12 Ounce Weapons

George Harrison did a lot of drugs. He started with LSD during the heydey of the Beatles and got into heavy cocaine use throughout the 70s and 80s. Patti Boyd, his wife for a decade, said the drugs were “hardening his heart.” Harrison’s song “Beware of Darkness” plays during the intro sequence of Weapons, the Zach Cregger horror/thriller that released earlier this year. Harrison croons: beware of the thoughts that linger, winding up inside your head, the hopelessness around you, in the dead of night, beware of sadness – meanwhile, we see 17 children leaving their homes at 2:17 AM, running with their arms eerily angled to their sides. Wacky stuff!

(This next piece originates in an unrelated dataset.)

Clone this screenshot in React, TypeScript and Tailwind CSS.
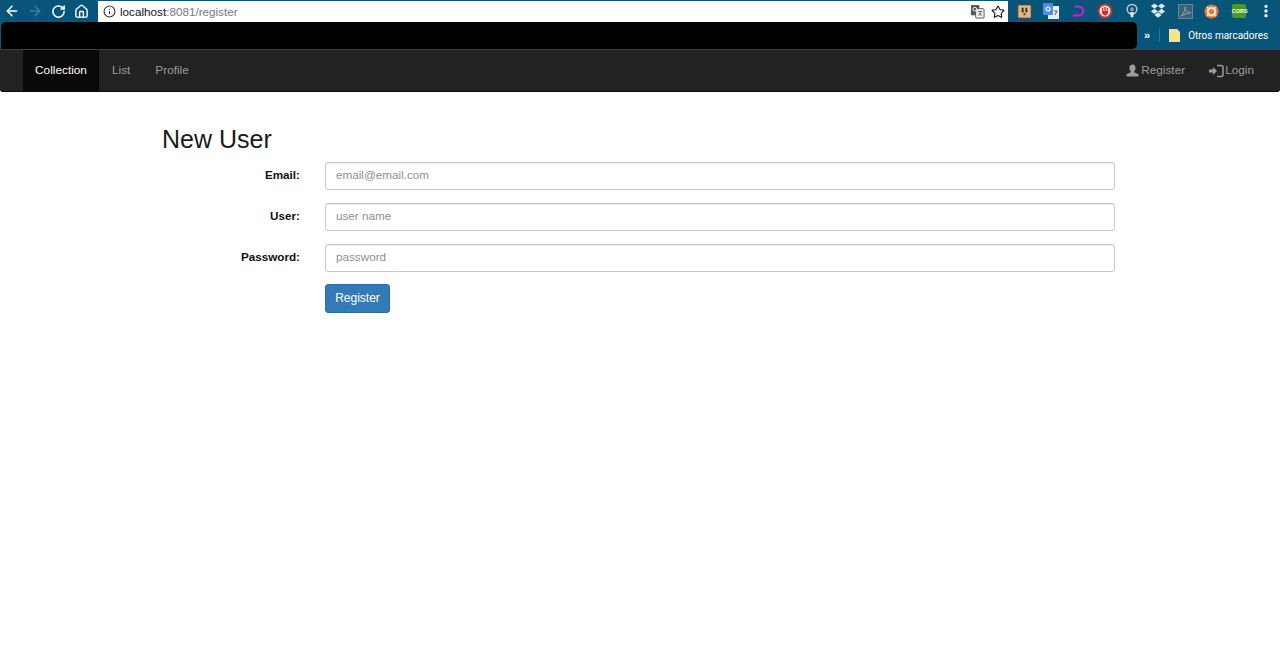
import { ArrowLeft, ArrowRight, RotateCw, Home, Info, Star, MoreVertical } from "lucide-react";
import type { ReactNode } from "react";

const sans = "font-['Liberation_Sans',Arial,sans-serif]";

function Cell({ children }: { children: ReactNode }) {
  return <div className="w-[26.8px] shrink-0 flex items-center justify-center">{children}</div>;
}

function ToolbarIcons() {
  return (
    <div className="w-[272px] shrink-0 pl-[3px] flex items-center">
      <Cell><svg width="15" height="15" viewBox="0 0 16 16"><rect x="1" y="1" width="14" height="14" rx="1" fill="#e3b98a" stroke="#6b4a2a" /><rect x="5" y="4" width="2" height="5" fill="#3a2a1a" /><rect x="9" y="4" width="2" height="5" fill="#3a2a1a" /><rect x="7" y="10" width="2" height="2" fill="#3a2a1a" /></svg></Cell>
      <Cell><svg width="16" height="16" viewBox="0 0 16 16"><rect x="5" y="3" width="11" height="13" fill="#e8edf2" /><rect x="0" y="0" width="10" height="12" rx="1" fill="#4a8ce8" /><circle cx="5" cy="6" r="2" fill="none" stroke="#fff" strokeWidth="1.2" /><path d="M11 8h3M12 12l2-4" stroke="#555" strokeWidth="1" fill="none" /></svg></Cell>
      <Cell><svg width="14" height="14" viewBox="0 0 16 16"><path d="M4 3h5a5 5 0 0 1 0 10H2" fill="none" stroke="#c81fc0" strokeWidth="2.6" /></svg></Cell>
      <Cell><svg width="16" height="16" viewBox="0 0 16 16"><circle cx="8" cy="8" r="7.5" fill="#c9302c" /><circle cx="8" cy="8" r="5.5" fill="#f6e9e6" /><path d="M5.5 7.5V5M7.2 7V4M8.8 7V4M10.4 7.5V5M5.5 8h5v2.5L9 12H7L5.5 10z" stroke="#c9302c" strokeWidth="1" fill="#c9302c" /></svg></Cell>
      <Cell><svg width="14" height="16" viewBox="0 0 16 16"><circle cx="8" cy="6" r="5.500" fill="none" stroke="#c3ccd2" strokeWidth="1.6" /><circle cx="8" cy="6" r="2.2" fill="#8fa0aa" /><path d="M6 9h4l-.6 6H6.6z" fill="#dfe4e8" /></svg></Cell>
      <Cell><svg width="16" height="16" viewBox="0 0 18 17"><path d="M5 0 1 3l4 3 4-3zM13 0 9 3l4 3 4-3zM5 6 1 9l4 3 4-3zM13 6 9 9l4 3 4-3zM5 13l4 3 4-3-4-3z" fill="#dfe6ea" /></svg></Cell>
      <Cell><svg width="15" height="15" viewBox="0 0 16 16"><rect x="0.5" y="0.5" width="15" height="15" fill="#36627c" stroke="#6c8a9c" /><path d="M3 13c3-2 5-7 4.500-10 0 4 2 6 6 6.500-3 0-6 1-10.500 3.500z" fill="none" stroke="#8fa6b4" strokeWidth="1" /></svg></Cell>
      <Cell><svg width="15" height="15" viewBox="0 0 16 16"><circle cx="8" cy="8" r="7.500" fill="#e8742c" /><circle cx="8" cy="8" r="4" fill="none" stroke="#f7e4d6" strokeWidth="2.400" /><path d="M3 3l3 3M13 3l-3 3M3 13l3-3M13 13l-3-3" stroke="#f7e4d6" strokeWidth="1.500" /></svg></Cell>
      <Cell><div className={`w-[14px] h-[14px] rounded-[2px] bg-[#4c9a1f] text-white text-[5.500px] font-bold leading-[14px] text-center ${sans}`}>CORS</div></Cell>
      <Cell><MoreVertical className="text-white" size={16} strokeWidth={3} /></Cell>
    </div>
  );
}

function Field({ label, placeholder }: { label: string; placeholder: string }) {
  return (
    <div className="flex items-center">
      <label className="w-[138px] pb-[2px] text-right text-[11.700px] font-bold text-[#111]">{label}</label>
      <input
        readOnly
        placeholder={placeholder}
        className="ml-[25px] flex-1 h-[28px] px-[10px] pb-[4px] text-[11.7px] rounded-[3px] border border-[#c8c8c8] shadow-[inset_0_1px_1px_rgba(0,0,0,0.08)] bg-white placeholder:text-[#8f8f8f] outline-none"
      />
    </div>
  );
}

export default function App() {
  return (
    <div className={`w-[1280px] h-[660px] bg-white overflow-hidden ${sans}`}>
      <div className="h-[50px] bg-[#08557a] flex flex-col">
        <div className="h-[22px] flex items-center">
          <div className="w-[98px] shrink-0 flex items-center text-white">
            <ArrowLeft className="ml-[4px]" size={16} strokeWidth={2.2} />
            <ArrowRight className="ml-[7px] text-[#3f7f9c]" size={16} strokeWidth={2.2} />
            <RotateCw className="ml-[8px]" size={15} strokeWidth={2.4} />
            <Home className="ml-[8px]" size={15} strokeWidth={2.2} />
          </div>
          <div className="w-[910px] shrink-0 h-[21px] mt-[1px] bg-white flex items-center text-[11.7px]">
            <Info className="ml-[5px] text-[#333]" size={13} />
            <span className="ml-[4px] text-[#111]">localhost</span>
            <span className="text-[#777]">:8081/register</span>
            <svg className="ml-auto" width="15" height="15" viewBox="0 0 16 16"><rect x="1" y="1" width="9" height="11" rx="1" fill="#555" /><rect x="6" y="5" width="9" height="10" rx="1" fill="#f2f2f2" stroke="#555" /><path d="M8.500 8h4.500M12 8c-.5 2-1.500 3.500-3 4.500M9.500 9.500c.5 1.200 1.500 2.200 3 3" stroke="#444" strokeWidth=".8" fill="none" /><circle cx="5" cy="5.500" r="2" fill="none" stroke="#fff" /></svg>
            <Star className="ml-[6px] mr-[3px] text-[#222]" size={14} strokeWidth={2} />
          </div>
          <ToolbarIcons />
        </div>
        <div className="h-[28px] flex items-start">
          <div className="w-[1136px] ml-[1px] h-[27px] bg-black rounded-t-[5px] rounded-br-[5px]" />
          <span className="ml-[7px] mt-[8px] text-[11px] font-bold text-white leading-none">»</span>
          <div className="ml-[9px] mt-[6px] w-px h-[14px] bg-[#2d7596]" />
          <svg className="ml-[9px] mt-[7px]" width="11" height="13" viewBox="0 0 11 13"><path d="M0 0h8l3 3v10H0z" fill="#f6e38c" /></svg>
          <span className="ml-[8px] mt-[7px] text-[10px] leading-[14px] text-white font-['Roboto',sans-serif]">Otros marcadores</span>
        </div>
      </div>

      <nav className="h-[42px] pl-[23px] pr-[14px] bg-[#222222] border-b border-[#0c0c0c] rounded-b-[3px] flex items-stretch text-[11.800px] text-[#9d9d9d]">
        <a className="w-[76px] -mb-[1px] bg-[#080808] text-white flex items-center justify-center">Collection</a>
        <a className="ml-[13px] flex items-center">List</a>
        <a className="ml-[25px] flex items-center">Profile</a>
        <a className="ml-auto flex items-center">
          <svg width="13" height="14" viewBox="0 0 14 14" fill="#9d9d9d"><path d="M7 0c2 0 3.300 1.600 3.300 3.800 0 1.500-.7 2.800-1.500 3.500v1l4.700 2.200V13H.5v-2.500l4.700-2.200v-1c-.8-.7-1.500-2-1.500-3.500C3.700 1.600 5 0 7 0z" /></svg>
          <span className="ml-[2px]">Register</span>
        </a>
        <a className="ml-[24px] mr-[12px] flex items-center">
          <svg width="15" height="14" viewBox="0 0 15 14" fill="none"><path d="M0 5.500h4V3l4 4-4 4V8.500H0z" fill="#9d9d9d" /><path d="M8 1.500h4a2 2 0 0 1 2 2v7a2 2 0 0 1-2 2H8" stroke="#9d9d9d" strokeWidth="1.500" /></svg>
          <span className="ml-[1px]">Login</span>
        </a>
      </nav>

      <main className="pl-[162px] pr-[165px]">
        <h1 className="mt-[32px] text-[25px] leading-[30px] text-[#1a1a1a]">New User</h1>
        <div className="mt-[8px] flex flex-col gap-[13px]">
          <Field label="Email:" placeholder="email@email.com" />
          <Field label="User:" placeholder="user name" />
          <Field label="Password:" placeholder="password" />
        </div>
        <button className="mt-[12px] ml-[163px] w-[65px] h-[29px] pb-[2px] rounded-[3px] bg-[#337ab7] border border-[#2e6da4] text-white text-[12px]">Register</button>
      </main>
    </div>
  );
}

In Weapons, the teacher of the missing students invites her cop ex-boyfriend out the bar. She’s an alcoholic, he’s in recovery: she gets him drunk. She drinks to stave off the guilt and shame from being under suspicion for the 17 childrens’ disappearance (I’ve heard worse excuses). He drinks because he’s a cop in a horror movie. Or, I don’t know, maybe he likes the taste.

Zach Cregger wrote Weapons while grieving his co-star from Whitest Kids U’Know, Trevor Moore. Moore passed in 2021 after falling off a balcony while intoxicated. Cregger had an alcoholic dad – Cregger’s been sober for ten years due to his own issues with the drug. Picking up a trend here? Cregger says the “horror-as-a-metaphor-for-grief [trope] is so f*cking played out,” but Weapons does it a little differently: horror-as-a-metaphor-for-addiction. The kids in the movie aren’t dead, they’re just gone, in a sedated state in the creepy witch-aunt antagonist’s basement. It’s the same way addiction affects a family or community: you lose someone while they’re still there. The one remaining kid from the classroom: the last 1 of 18, sees his parents grow wilted, still, and rotten on the couch of their living room. Addiction usually doesn’t have a moment of realization, a moment of shock, or an “oh my god!”; instead it’s the gradual dulling of their eyes, their growing inability to think for others, the disappointment that builds until you accept it as an unfortunate norm.

It doesn’t have to be alcohol: it might be your boyfriend who won’t get off that damn game, or needing a coffee before reading your emails. Addicts find something to distract themselves, from the thoughts that linger or hopelessness around you, in the end only making their sadness deeper. Anyways, watch Weapons with a group. Maybe with a few drinks. It won’t catch up to you yet. But that creepy witch-aunt’s around the corner.